Now let's compile your chaincode.

go get -u github.com/hyperledger/fabric/core/chaincode/shim
go build

Assuming there are no errors, now we can proceed to the next step, testing your chaincode.

Testing Using dev mode

Normally chaincodes are started and maintained by peer. However in “dev mode", chaincode is built and started by the user. This mode is useful during chaincode development phase for rapid code/build/run/debug cycle turnaround.

We start "dev mode" by leveraging pre-generated orderer and channel artifacts for a sample dev network. As such, the user can immediately jump into the process of compiling chaincode and driving calls.

Install Hyperledger Fabric Samples

If you haven't already done so, please :doc:`install`.

Navigate to the chaincode-docker-devmode directory of the fabric-samples clone:

cd chaincode-docker-devmode

Now open three terminals and navigate to your chaincode-docker-devmode directory in each.

Terminal 1 - Start the network

docker-compose -f docker-compose-simple.yaml up

The above starts the network with the SingleSampleMSPSolo orderer profile and launches the peer in "dev mode". It also launches two additional containers - one for the chaincode environment and a CLI to interact with the chaincode. The commands for create and join channel are embedded in the CLI container, so we can jump immediately to the chaincode calls.

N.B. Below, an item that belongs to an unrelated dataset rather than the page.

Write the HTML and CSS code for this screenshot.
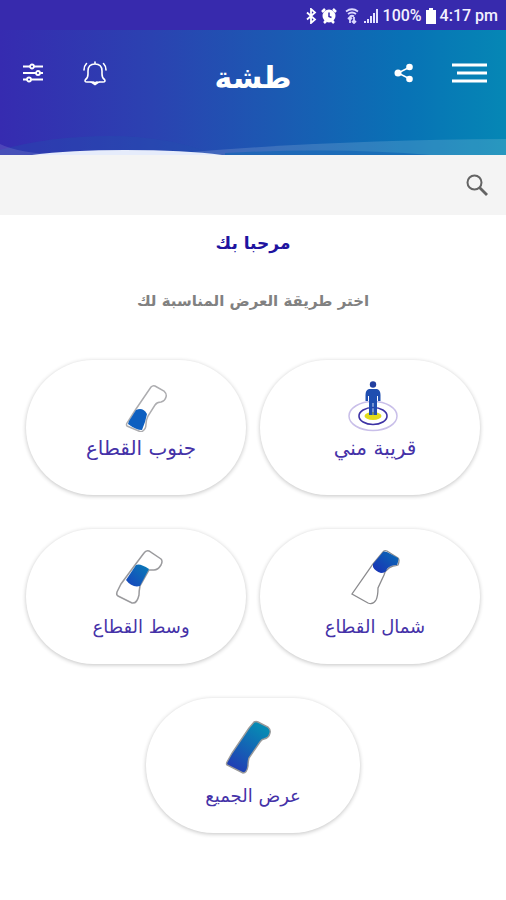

Terminal 2 - Build & start the chaincode

docker exec -it chaincode bash

You should see the following:

root@d2629980e76b:/opt/gopath/src/chaincode#

Now, compile your chaincode:

cd sacc
go build

Now run the chaincode:

CORE_PEER_ADDRESS=peer:7052 CORE_CHAINCODE_ID_NAME=mycc:0 ./sacc

The chaincode is started with peer and chaincode logs indicating successful registration with the peer. Note that at this stage the chaincode is not associated with any channel. This is done in subsequent steps using the instantiate command.

Terminal 3 - Use the chaincode

Even though you are in --peer-chaincodedev mode, you still have to install the chaincode so the life-cycle system chaincode can go through its checks normally. This requirement may be removed in future when in --peer-chaincodedev mode.

We'll leverage the CLI container to drive these calls.

docker exec -it cli bash
peer chaincode install -p chaincodedev/chaincode/sacc -n mycc -v 0
peer chaincode instantiate -n mycc -v 0 -c '{"Args":["a","10"]}' -C myc

Now issue an invoke to change the value of "a" to "20".

peer chaincode invoke -n mycc -c '{"Args":["set", "a", "20"]}' -C myc

Finally, query a. We should see a value of 20.

peer chaincode query -n mycc -c '{"Args":["query","a"]}' -C myc

Testing new chaincode

By default, we mount only sacc. However, you can easily test different chaincodes by adding them to the chaincode subdirectory and relaunching your network. At this point they will be accessible in your chaincode container.

Chaincode encryption

In certain scenarios, it may be useful to encrypt values associated with a key in their entirety or simply in part. For example, if a person's social security number or address was being written to the ledger, then you likely would not want this data to appear in plaintext. Chaincode encryption is achieved by leveraging the entities extension which is a BCCSP wrapper with commodity factories and functions to perform cryptographic operations such as encryption and elliptic curve digital signatures. For example, to encrypt, the invoker of a chaincode passes in a cryptographic key via the transient field. The same key may then be used for subsequent query operations, allowing for proper decryption of the encrypted state values.

For more information and samples, see the Encc Example within the fabric/examples directory. Pay specific attention to the utils.go helper program. This utility loads the chaincode shim APIs and Entities extension and builds a new class of functions (e.g. encryptAndPutState & getStateAndDecrypt) that the sample encryption chaincode then leverages. As such, the chaincode can now marry the basic shim APIs of Get and Put with the added functionality of Encrypt and Decrypt.

Managing external dependencies for chaincode written in Go

If your chaincode requires packages not provided by the Go standard library, you will need to include those packages with your chaincode. There are many tools available for managing (or "vendoring") these dependencies. The following demonstrates how to use govendor:

govendor init
govendor add +external  // Add all external package, or
govendor add github.com/external/pkg // Add specific external package

This imports the external dependencies into a local vendor directory. peer chaincode package and peer chaincode install operations will then include code associated with the dependencies into the chaincode package.